Une majorité, y compris ceux qui avaient pris la citoyenneté russe provisoire, répondit à cet appel. En automne 1814, le premier transport maritime comprenant trois bateaux, avec 900 anciens prisonniers de guerre à bord, quitta Riga pour le Havre. Plus tard à la fin des années 1814 -1815 (après l'intervale des Cent-Jours), la majorité des prisonniers de guerre regagna la France soit par mer soit par terre.
Mais pas tous. Ceux qui n'avaient pas beaucoup servi ou, au contraire, les vétérans, ceux qui n'avaient pas de famille ou ceux qui avaient perdu leurs parents ne tenaient pas à revenir en France. Les rapports des généraux-gouverneurs de l'époque abondent en refus de partir.
Le 17 août 1814, le général-gouverneur de Novgorod nota..."Sur ces groupes de prisonniers de guerre voyageant à travers le gouvernement de Novgorod, il y en a qui, revenant dans leur pays, expriment le désir de rester, quittent leur groupe, uniquement pour prêter serment et acquérir la citoyenneté russe".
la pression de ceux qui ne voulaient pas s'en aller fut assez forte pour que le 29 août 1814... le Tsar fasse paraître un nouvel "oukase"...le rapatriement est facultatif, il ne faut renvoyer personne de force en France.

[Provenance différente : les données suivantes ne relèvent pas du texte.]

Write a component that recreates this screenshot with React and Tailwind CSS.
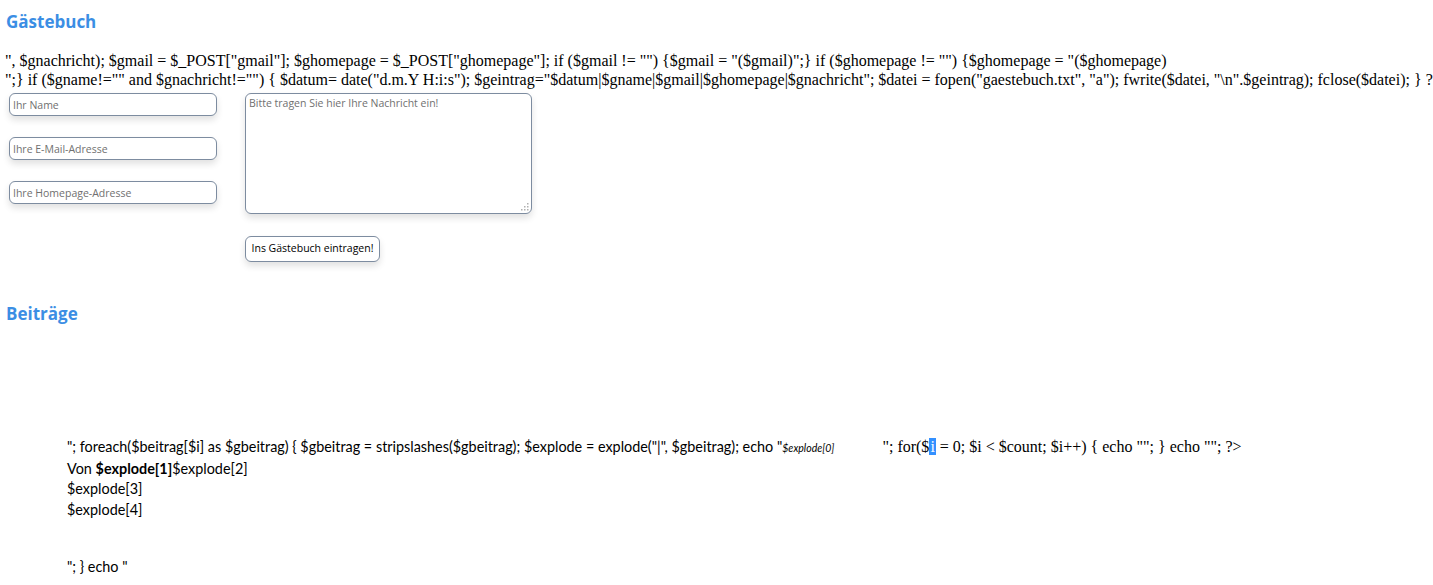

Par ailleurs, jusqu'en 1816, les Bourbons firent paraître en français, dans les journaux russes, des annonces sur un retour immédiat de leurs sujets. le nombre de soldats et d'officiers de Napoléon restés en Russie àprès 1815 était donc considérable. Les Bourbons n'auraient pas déployé une telle activité pour quelques centaines de personnes.